La commission d’enquête travailla longtemps ; elle reçut tard un questionnaire politique, jamais le questionnaire économique ne fut présenté ; aucune solution ne fut votée, les discussions ne furent pas sténographiées ; les comptes-rendus analytiques des secrétaires et les rapports des délégués et des déposans, parmi lesquels figuraient le maréchal Serrano et le général Dulce, ne furent imprimés qu’à New-York par voie extra-officielle[1]. La publication en Espagne fut interdite. Le ministre, en congédiant la junta le 26 avril 1867, annonça le projet d’établir à Madrid un « conseil consultatif des colonies. » Ainsi fut terminée cette enquête. On le sait ailleurs qu’à Madrid, ces examens sont propres à deux fins très différentes.
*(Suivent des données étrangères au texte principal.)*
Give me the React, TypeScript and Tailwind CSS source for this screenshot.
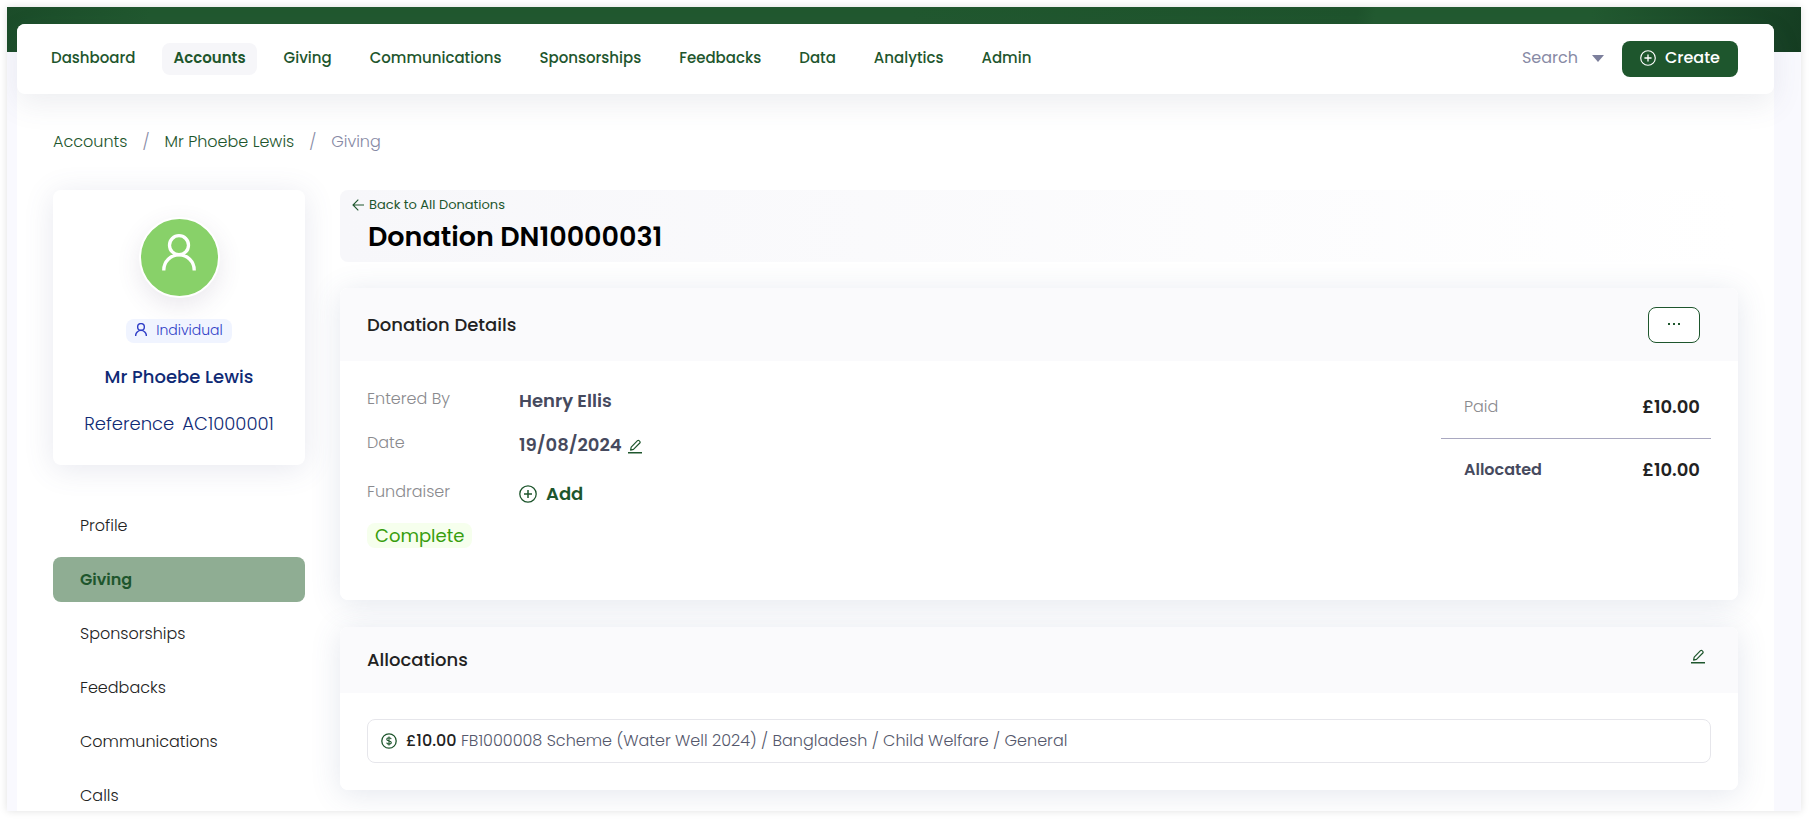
import type { ReactNode } from "react";

const navItems = ["Dashboard", "Accounts", "Giving", "Communications", "Sponsorships", "Feedbacks", "Data", "Analytics", "Admin"];
const menuItems = ["Profile", "Giving", "Sponsorships", "Feedbacks", "Communications", "Calls"];

function UserIcon({ width, strokeWidth }: { width: number; strokeWidth: number }) {
  return (
    <svg width={width} height={(width * 37) / 34} viewBox="0 0 34 37" fill="none" stroke="currentColor" strokeWidth={strokeWidth} aria-hidden="true">
      <circle cx="17" cy="11.2" r="9.5" />
      <path d="M1.8 36.6V36a15.2 15.2 0 0 1 30.4 0v.6" />
    </svg>
  );
}

function PlusCircleIcon({ size }: { size: number }) {
  return (
    <svg width={size} height={size} viewBox="0 0 18 18" fill="none" stroke="currentColor" strokeWidth="1.3" aria-hidden="true">
      <circle cx="9" cy="9" r="8.2" />
      <path d="M9 5v8M5 9h8" strokeWidth="1.5" />
    </svg>
  );
}

function PencilIcon() {
  return (
    <svg width="14" height="15" viewBox="0 0 14 15" fill="none" stroke="currentColor" strokeWidth="1.2" strokeLinejoin="round" aria-hidden="true">
      <path d="M2.6 11.2l.6-3.1 6.3-6.4a1.1 1.1 0 0 1 1.6 0l.7.7a1.1 1.1 0 0 1 0 1.6l-6.3 6.4z" />
      <path d="M0 13.8h14" strokeWidth="1.4" />
    </svg>
  );
}

function DollarIcon() {
  return (
    <svg width="16" height="16" viewBox="0 0 16 16" fill="none" stroke="currentColor" strokeWidth="1.3" aria-hidden="true">
      <circle cx="8" cy="8" r="7.2" />
      <path d="M10.2 6.2C10 5.3 9.200 4.800 8 4.800c-1.300 0-2.200.6-2.200 1.600 0 2.200 4.500.9 4.500 3.200 0 1-.9 1.600-2.300 1.600-1.300 0-2.200-.6-2.300-1.600M8 3.500v9" strokeWidth="1.1" />
    </svg>
  );
}

function BackArrowIcon() {
  return (
    <svg width="12" height="12" viewBox="0 0 12 12" fill="none" stroke="currentColor" strokeWidth="1.1" aria-hidden="true">
      <path d="M12 6H1M6.300.7L1 6l5.300 5.300" />
    </svg>
  );
}

function TopNav() {
  return (
    <header className="relative z-10 flex h-[70px] items-center justify-between rounded-lg bg-white pr-9 pl-[23px] shadow-[0_10px_30px_rgba(82,92,120,0.1)]">
      <nav aria-label="Main" className="flex gap-4">
        {navItems.map((item) => (
          <a
            key={item}
            href="#"
            className={
              item === "Accounts"
                ? "rounded-lg bg-[#f6f6f9] px-[11px] pb-[2px] text-[15px] leading-[30px] font-semibold text-[#1e562d]"
                : "rounded-lg px-[11px] pb-[2px] text-[15px] leading-[30px] font-medium text-[#1e562d]"
            }
          >
            {item}
          </a>
        ))}
      </nav>
      <div className="flex items-center gap-[18px]">
        <button type="button" className="flex items-center gap-[14px] pb-[2px] text-base text-[#878aa5]">
          Search
          <svg width="12" height="7" viewBox="0 0 12 7" fill="#7c7f9c" aria-hidden="true">
            <path d="M0 0h12L6 7z" />
          </svg>
        </button>
        <button type="button" className="flex h-9 items-center gap-[9px] rounded-lg bg-[#1e562d] px-[18px] pb-[2px] text-base font-medium text-white">
          <PlusCircleIcon size={16} />
          Create
        </button>
      </div>
    </header>
  );
}

function Breadcrumb() {
  return (
    <nav aria-label="Breadcrumb" className="flex gap-[15px] text-base leading-6 font-light text-[#1e562d]">
      <a href="#">Accounts</a>
      <span className="text-[#878aa5]">/</span>
      <a href="#">Mr Phoebe Lewis</a>
      <span className="text-[#878aa5]">/</span>
      <span className="text-[#878aa5]">Giving</span>
    </nav>
  );
}

function Sidebar() {
  return (
    <aside className="w-[252px] shrink-0">
      <section className="flex h-[275px] flex-col items-center rounded-lg bg-white pt-[27px] text-[#0f2a75] shadow-[0_4px_30px_rgba(82,92,140,0.14)]">
        <div className="flex h-[81px] w-[81px] justify-center rounded-full border-2 border-white bg-[#88d169] pt-[15px] text-white shadow-[0_8px_24px_rgba(82,63,105,0.12)]">
          <UserIcon width={34} strokeWidth={3.3} />
        </div>
        <span className="mt-[21px] flex h-6 items-center gap-[9px] rounded-lg bg-[#f0f4ff] px-[9px] pb-[2px] text-sm font-light text-[#2f3ec7]">
          <UserIcon width={12} strokeWidth={4} />
          Individual
        </span>
        <h2 className="mt-5 text-lg leading-7 font-medium">Mr Phoebe Lewis</h2>
        <p className="mt-[19px] flex gap-2 text-lg leading-7 font-light">
          <span>Reference</span>
          <span>AC1000001</span>
        </p>
      </section>
      <nav aria-label="Account" className="mt-[38px] flex flex-col gap-[9px]">
        {menuItems.map((item) => (
          <a
            key={item}
            href="#"
            className={
              item === "Giving"
                ? "rounded-lg bg-[#8fad93] px-[27px] text-base leading-[45px] font-semibold text-[#1e562d]"
                : "rounded-lg px-[27px] text-base leading-[45px] font-light text-[#222]"
            }
          >
            {item}
          </a>
        ))}
      </nav>
    </aside>
  );
}

function Row({ label, children }: { label: string; children: ReactNode }) {
  return (
    <div className="flex">
      <dt className="w-[152px] text-base leading-[26px] font-light text-[#8a8a8e]">{label}</dt>
      <dd className="flex items-center gap-[6px] text-lg leading-[30px] font-semibold text-[#464a5e]">{children}</dd>
    </div>
  );
}

const cardClass = "overflow-hidden rounded-lg bg-white";
const shadowClass = "rounded-lg shadow-[0_4px_30px_rgba(72,92,140,0.15)]";

function DonationDetails() {
  return (
    <div className={shadowClass}>
      <section className={cardClass}>
        <div className="flex h-[73px] items-center justify-between bg-[#fafafc] pr-[38px] pl-[27px]">
          <h2 className="text-lg font-medium text-[#222]">Donation Details</h2>
          <button
            type="button"
            aria-label="More actions"
            className="flex h-9 w-[52px] justify-center rounded-lg border border-[#1e562d] bg-white pt-[15px] text-[#1e562d]"
          >
            <svg width="12" height="2" viewBox="0 0 12 2" fill="currentColor" aria-hidden="true">
              <path d="M0 0h2v2H0zM5 0h2v2H5zM10 0h2v2h-2z" />
            </svg>
          </button>
        </div>
        <div className="flex h-[239px] justify-between px-[27px] pt-[25px]">
          <div>
            <dl className="flex flex-col gap-[14px]">
              <Row label="Entered By">Henry Ellis</Row>
              <Row label="Date">
                19/08/2024
                <button type="button" aria-label="Edit date" className="pt-[2px] text-[#1e562d]">
                  <PencilIcon />
                </button>
              </Row>
              <div className="pt-[5px]">
                <Row label="Fundraiser">
                  <button type="button" className="flex items-center gap-[9px] text-[#1e562d]">
                    <PlusCircleIcon size={18} />
                    Add
                  </button>
                </Row>
              </div>
            </dl>
            <span className="mt-[14px] inline-block rounded-lg bg-[#f6ffed] px-2 text-lg leading-[25px] text-[#389e0d]">Complete</span>
          </div>
          <dl className="w-[270px]">
            <div className="flex items-center justify-between border-b border-[#a9a8c0] pt-[6px] pr-[11px] pb-4 pl-[23px]">
              <dt className="text-base font-light text-[#8a8a8e]">Paid</dt>
              <dd className="text-lg leading-[30px] font-semibold text-[#222]">£10.00</dd>
            </div>
            <div className="flex items-center justify-between pt-4 pr-[11px] pl-[23px]">
              <dt className="text-base font-semibold text-[#464a5e]">Allocated</dt>
              <dd className="text-lg leading-[30px] font-semibold text-[#222]">£10.00</dd>
            </div>
          </dl>
        </div>
      </section>
    </div>
  );
}

function Allocations() {
  return (
    <div className={shadowClass}>
      <section className={cardClass}>
        <div className="flex h-[66px] items-center justify-between bg-[#fafafc] pr-[33px] pl-[27px]">
          <h2 className="text-lg font-medium text-[#222]">Allocations</h2>
          <button type="button" aria-label="Edit allocations" className="pb-2 text-[#1e562d]">
            <PencilIcon />
          </button>
        </div>
        <div className="px-[27px] pt-[26px] pb-[27px]">
          <div className="flex h-11 items-center rounded-lg border border-[#e6e6eb] px-[13px]">
            <span className="mr-[9px] text-[#1e562d]">
              <DollarIcon />
            </span>
            <p className="text-base font-light text-[#55586c]">
              <strong className="font-medium text-[#222]">£10.00</strong> FB1000008 Scheme (Water Well 2024) / Bangladesh / Child Welfare / General
            </p>
          </div>
        </div>
      </section>
    </div>
  );
}

export default function App() {
  return (
    <div className="h-screen overflow-hidden bg-white p-[7px] pr-2 pb-2 font-[Poppins,Inter,sans-serif]">
      <div className="h-full overflow-hidden bg-[linear-gradient(100deg,#1b4c29_0,#21582f_8%,#21582f_50%,#1e532c_75%,#225a30_76%,#225a30_88%,#153d22_100%)] bg-[length:100%_45px] bg-no-repeat shadow-[0_0_8px_rgba(0,0,0,0.12)]">
        <div className="h-full bg-[linear-gradient(transparent_45px,#f9f9fe_45px)] pt-[17px] pr-[27px] pl-[10px]">
          <div className="h-full rounded-t-lg bg-white">
            <TopNav />
            <div className="px-9 pt-9">
              <Breadcrumb />
              <div className="mt-9 flex gap-[35px]">
                <Sidebar />
                <main className="min-w-0 flex-1">
                  <div className="mb-[26px] h-[72px] rounded-lg bg-linear-to-r from-[#f7f7fa] to-white pt-[5px] pl-3 text-[#1e562d]">
                    <a href="#" className="flex items-center gap-[5px] text-[13px] leading-5">
                      <BackArrowIcon />
                      Back to All Donations
                    </a>
                    <h1 className="pl-4 text-[27px] leading-[44px] font-semibold text-black">Donation DN10000031</h1>
                  </div>
                  <div className="flex flex-col gap-[27px]">
                    <DonationDetails />
                    <Allocations />
                  </div>
                </main>
              </div>
            </div>
          </div>
        </div>
      </div>
    </div>
  );
}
De même que l’on remue la terre avant de semer et qu’on la remue aussi avant d’enterrer, on voit les gouvernemens consacrer des enquêtes à préparer les réformes ou à les ensevelir. La nomination de la junta de 1866 rentrait dans les mesures de cette seconde catégorie ; mais son histoire démontre ce que nous affirmions en commençant : on accepte l’abolition de l’esclavage à Cuba et à Porto-Rico, on l’empêche à Madrid.

  1. Cette enquête a été parfaitement analysée dans l’important ouvrage écrit en français par M. Valiente, les Réformes dans les îles de Cuba et de Porto-Rico, avec une préface de M. Edouard Laboulaye. Paris 1869.